Se ha dicho que todos los hombres nacen aristotélicos o platónicos. Ello equivale a declarar que no hay debate de carácter abstracto que no sea un momento de la polémica de Aristóteles y Platón; a través de los siglos y latitudes, cambian los nombres, los dialectos, las caras, pero no los eternos antagonistas. También la historia de los pueblos registra una continuidad secreta. Lautaro, cuando ejecutó a Valdivia en las colinas de Arauco, no se sabía precursor de una república chilena. Balmaceda, al reprimir a sus opositores congresistas, no sabía que algún día quienes veían en él un paradigma histórico serían atrozmente reprimidos. Pinochet creyó salvar al país, pero acabó bañándolo en la sangre de los chilenos. Chile se moría de idealismo, y de esa enfermedad del idealismo, que es la pasión revolucionaria. Nosotros, aquellos que pensaban como yo, le hemos enseñado la traición y el acomodo, la hipocresía y el cinismo. Esa hipocresía y ese cinismo que ahora nos ahogan, desde las más altas autoridades hasta el roto más humilde de la calle, y somos comparables al hechicero que teje un laberinto y que se ve forzado a errar en él hasta el fin de sus días, o a David, que juzga a un desconocido y lo condena a muerte, y oye después esta revelación: Tú eres aquel hombre. Muchas cosas hay aún que demoler para edificar nuestro poder; ahora sé que Chile era una de esas cosas. Hemos dado algo más que nuestros oscuros y viles afanes, hemos dado la suerte de nuestro país. Y lo más asombroso es que nadie maldiga, que nadie llore por ese otro Chile que enterramos; a mí me regocija que nuestro don sea orbicular y perfecto.
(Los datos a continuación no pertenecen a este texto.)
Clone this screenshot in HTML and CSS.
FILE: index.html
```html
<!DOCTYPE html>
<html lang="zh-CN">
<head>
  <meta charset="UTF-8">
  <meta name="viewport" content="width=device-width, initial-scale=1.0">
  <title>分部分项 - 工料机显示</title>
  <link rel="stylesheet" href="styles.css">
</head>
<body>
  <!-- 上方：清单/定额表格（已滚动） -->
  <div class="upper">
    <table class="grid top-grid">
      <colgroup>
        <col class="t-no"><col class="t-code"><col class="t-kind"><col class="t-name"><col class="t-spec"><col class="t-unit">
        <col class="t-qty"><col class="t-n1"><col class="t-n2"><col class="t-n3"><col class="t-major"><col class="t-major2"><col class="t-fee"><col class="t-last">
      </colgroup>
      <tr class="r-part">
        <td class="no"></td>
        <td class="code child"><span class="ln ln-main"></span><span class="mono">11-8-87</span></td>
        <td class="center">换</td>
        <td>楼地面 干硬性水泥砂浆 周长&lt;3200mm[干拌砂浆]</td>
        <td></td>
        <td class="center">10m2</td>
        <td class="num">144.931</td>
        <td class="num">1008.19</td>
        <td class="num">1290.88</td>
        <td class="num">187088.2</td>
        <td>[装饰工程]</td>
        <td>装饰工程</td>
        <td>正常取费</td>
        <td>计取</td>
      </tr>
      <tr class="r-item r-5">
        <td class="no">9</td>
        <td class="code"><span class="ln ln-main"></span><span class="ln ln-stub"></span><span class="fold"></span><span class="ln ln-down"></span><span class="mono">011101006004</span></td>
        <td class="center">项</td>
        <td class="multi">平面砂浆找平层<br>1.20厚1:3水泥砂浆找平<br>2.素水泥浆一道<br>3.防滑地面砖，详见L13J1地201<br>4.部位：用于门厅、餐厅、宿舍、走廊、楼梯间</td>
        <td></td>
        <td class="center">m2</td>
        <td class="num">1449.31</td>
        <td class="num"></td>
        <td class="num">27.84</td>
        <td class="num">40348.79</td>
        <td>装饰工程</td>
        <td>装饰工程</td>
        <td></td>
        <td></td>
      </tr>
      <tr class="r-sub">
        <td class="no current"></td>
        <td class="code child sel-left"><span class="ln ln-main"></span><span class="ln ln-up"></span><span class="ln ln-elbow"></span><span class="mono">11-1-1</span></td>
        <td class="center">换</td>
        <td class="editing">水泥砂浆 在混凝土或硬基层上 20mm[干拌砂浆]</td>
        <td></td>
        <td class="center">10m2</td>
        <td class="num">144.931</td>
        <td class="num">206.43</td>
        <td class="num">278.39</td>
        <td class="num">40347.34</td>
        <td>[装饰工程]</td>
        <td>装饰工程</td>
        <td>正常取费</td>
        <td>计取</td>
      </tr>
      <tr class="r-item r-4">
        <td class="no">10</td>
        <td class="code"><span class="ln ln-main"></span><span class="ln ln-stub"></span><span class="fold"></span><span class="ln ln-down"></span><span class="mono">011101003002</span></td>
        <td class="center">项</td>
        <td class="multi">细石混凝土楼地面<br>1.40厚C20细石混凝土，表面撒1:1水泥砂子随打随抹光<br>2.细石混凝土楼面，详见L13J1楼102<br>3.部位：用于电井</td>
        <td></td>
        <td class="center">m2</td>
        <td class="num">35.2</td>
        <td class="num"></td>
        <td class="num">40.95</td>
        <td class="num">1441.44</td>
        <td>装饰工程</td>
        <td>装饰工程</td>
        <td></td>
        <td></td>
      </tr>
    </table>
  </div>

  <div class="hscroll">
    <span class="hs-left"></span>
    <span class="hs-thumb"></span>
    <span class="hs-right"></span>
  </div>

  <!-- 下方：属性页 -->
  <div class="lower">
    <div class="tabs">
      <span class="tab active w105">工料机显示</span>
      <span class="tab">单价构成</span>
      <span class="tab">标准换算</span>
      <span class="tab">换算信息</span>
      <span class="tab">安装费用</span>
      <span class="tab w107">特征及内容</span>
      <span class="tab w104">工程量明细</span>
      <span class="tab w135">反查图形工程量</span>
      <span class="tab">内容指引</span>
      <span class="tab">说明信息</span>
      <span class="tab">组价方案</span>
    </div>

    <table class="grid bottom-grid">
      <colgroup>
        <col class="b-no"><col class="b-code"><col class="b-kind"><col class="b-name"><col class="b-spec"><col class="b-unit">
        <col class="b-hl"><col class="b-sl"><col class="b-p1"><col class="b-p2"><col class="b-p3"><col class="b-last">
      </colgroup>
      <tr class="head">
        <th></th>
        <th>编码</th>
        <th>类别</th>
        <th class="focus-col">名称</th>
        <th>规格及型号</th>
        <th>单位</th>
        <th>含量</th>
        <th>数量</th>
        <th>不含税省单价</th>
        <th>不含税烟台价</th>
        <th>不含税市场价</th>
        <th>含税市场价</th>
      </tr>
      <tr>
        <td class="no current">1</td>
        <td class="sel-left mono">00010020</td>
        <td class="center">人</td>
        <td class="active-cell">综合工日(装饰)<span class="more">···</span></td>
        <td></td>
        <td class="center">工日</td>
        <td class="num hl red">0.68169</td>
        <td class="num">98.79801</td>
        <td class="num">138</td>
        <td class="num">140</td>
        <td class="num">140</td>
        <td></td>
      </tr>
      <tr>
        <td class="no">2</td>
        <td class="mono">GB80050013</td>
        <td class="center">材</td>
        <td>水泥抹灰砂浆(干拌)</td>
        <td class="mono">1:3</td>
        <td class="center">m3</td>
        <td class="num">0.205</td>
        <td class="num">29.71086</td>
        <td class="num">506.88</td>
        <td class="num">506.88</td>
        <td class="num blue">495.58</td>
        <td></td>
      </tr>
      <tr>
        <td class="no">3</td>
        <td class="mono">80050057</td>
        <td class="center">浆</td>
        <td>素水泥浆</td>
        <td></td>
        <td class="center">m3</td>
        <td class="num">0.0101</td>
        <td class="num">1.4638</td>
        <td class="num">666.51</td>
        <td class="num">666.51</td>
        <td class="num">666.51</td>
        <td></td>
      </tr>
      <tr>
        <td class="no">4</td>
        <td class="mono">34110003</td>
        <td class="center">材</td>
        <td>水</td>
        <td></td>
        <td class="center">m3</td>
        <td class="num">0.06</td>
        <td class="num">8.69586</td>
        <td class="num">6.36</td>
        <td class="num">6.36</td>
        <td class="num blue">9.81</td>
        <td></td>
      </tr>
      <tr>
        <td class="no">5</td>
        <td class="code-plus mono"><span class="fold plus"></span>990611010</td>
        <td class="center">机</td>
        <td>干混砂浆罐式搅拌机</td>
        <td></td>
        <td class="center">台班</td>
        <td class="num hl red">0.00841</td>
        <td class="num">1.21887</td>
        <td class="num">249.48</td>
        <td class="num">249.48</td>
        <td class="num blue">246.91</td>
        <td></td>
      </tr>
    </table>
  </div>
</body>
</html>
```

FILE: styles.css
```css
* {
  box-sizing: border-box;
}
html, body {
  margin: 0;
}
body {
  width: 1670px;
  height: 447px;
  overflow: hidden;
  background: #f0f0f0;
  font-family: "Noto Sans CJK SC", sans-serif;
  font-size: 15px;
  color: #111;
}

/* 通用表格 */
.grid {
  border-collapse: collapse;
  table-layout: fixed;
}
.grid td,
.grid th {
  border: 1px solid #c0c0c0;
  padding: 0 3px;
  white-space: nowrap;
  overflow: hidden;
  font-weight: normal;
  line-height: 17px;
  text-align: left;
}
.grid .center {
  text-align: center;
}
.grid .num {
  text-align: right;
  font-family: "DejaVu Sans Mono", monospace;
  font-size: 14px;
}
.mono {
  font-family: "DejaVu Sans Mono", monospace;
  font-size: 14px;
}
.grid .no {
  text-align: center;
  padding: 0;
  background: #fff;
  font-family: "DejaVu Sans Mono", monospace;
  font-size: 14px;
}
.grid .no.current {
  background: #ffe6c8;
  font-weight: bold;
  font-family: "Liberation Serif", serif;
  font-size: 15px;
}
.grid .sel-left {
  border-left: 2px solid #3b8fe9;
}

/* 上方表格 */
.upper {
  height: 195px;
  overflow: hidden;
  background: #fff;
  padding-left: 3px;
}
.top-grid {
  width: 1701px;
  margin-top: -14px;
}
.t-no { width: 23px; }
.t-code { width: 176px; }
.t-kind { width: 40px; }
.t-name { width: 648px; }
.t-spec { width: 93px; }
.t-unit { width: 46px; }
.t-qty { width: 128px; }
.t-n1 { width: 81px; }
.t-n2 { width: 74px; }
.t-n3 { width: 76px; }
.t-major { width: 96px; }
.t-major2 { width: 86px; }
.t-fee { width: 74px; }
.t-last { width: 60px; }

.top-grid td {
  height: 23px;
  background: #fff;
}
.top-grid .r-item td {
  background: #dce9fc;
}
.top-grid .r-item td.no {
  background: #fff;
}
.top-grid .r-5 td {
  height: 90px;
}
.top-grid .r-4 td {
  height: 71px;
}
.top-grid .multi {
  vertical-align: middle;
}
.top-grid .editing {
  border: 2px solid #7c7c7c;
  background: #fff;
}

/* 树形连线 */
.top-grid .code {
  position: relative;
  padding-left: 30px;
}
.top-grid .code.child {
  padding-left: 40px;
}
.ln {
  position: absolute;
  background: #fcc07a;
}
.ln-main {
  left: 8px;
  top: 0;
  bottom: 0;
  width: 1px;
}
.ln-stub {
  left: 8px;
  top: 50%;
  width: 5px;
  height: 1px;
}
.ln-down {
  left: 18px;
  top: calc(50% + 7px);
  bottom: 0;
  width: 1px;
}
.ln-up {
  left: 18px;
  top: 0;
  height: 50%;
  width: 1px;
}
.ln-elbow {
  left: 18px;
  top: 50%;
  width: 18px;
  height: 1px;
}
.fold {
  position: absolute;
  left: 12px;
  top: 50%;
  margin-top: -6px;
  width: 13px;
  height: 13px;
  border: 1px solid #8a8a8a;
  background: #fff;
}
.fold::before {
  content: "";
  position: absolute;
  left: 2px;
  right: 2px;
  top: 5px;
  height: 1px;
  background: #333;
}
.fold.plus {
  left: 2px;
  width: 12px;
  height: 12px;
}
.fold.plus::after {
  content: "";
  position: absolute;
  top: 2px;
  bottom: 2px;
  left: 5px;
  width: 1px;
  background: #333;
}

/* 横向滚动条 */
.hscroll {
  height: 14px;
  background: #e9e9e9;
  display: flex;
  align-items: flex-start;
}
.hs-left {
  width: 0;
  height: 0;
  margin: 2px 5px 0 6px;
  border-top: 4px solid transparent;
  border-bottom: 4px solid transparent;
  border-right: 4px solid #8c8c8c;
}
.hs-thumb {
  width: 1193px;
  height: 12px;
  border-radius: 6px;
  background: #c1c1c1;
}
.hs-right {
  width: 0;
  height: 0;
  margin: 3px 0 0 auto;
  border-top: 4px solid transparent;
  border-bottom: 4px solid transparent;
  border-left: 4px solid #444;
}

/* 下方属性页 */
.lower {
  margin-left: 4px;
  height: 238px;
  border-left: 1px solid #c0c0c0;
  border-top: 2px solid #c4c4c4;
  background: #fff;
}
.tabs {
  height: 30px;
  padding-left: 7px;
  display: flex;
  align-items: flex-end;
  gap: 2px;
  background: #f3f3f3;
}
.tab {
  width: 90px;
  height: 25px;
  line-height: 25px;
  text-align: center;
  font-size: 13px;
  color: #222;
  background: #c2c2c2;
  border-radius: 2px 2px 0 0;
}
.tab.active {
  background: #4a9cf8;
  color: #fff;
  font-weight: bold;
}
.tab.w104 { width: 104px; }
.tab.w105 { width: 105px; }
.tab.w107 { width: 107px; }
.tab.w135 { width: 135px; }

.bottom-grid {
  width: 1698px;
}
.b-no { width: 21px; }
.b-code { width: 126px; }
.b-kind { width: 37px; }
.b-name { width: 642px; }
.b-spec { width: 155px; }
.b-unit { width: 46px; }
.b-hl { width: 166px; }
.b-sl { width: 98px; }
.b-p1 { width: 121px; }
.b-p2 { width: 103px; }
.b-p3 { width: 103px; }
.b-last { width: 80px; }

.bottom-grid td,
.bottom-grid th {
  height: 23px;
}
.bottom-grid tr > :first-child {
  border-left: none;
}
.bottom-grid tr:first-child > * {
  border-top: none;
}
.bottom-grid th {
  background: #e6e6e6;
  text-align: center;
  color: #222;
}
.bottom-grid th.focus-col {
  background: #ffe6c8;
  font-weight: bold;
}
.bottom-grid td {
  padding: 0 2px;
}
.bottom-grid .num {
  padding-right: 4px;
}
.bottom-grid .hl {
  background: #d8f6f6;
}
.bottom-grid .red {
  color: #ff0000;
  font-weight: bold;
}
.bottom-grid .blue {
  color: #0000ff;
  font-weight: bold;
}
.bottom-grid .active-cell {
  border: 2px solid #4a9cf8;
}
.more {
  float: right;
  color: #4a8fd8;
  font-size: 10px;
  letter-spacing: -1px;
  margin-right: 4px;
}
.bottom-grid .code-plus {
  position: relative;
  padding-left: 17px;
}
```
Se cierne ahora sobre Chile una época implacable. Nosotros la forjamos, aunque ahora seamos su víctima. ¿Qué importa que los Estados Unidos sean el martillo y nosotros el yunque?. Lo importante es que rija la hipocresía, el cinismo y la medianía, no las estúpidas ilusiones de los idealistas. Si la grandeza y la soberanía no son para Chile, que sean para otras naciones. Que el cielo exista, aunque nuestro lugar sea el infierno.

Miro mi cara en el espejo para saber quién soy, para saber cómo me portaré cuando llegue mi hora, cuando me enfrente con mi oscuro fin. Mi carne no tiene miedo; yo, sí.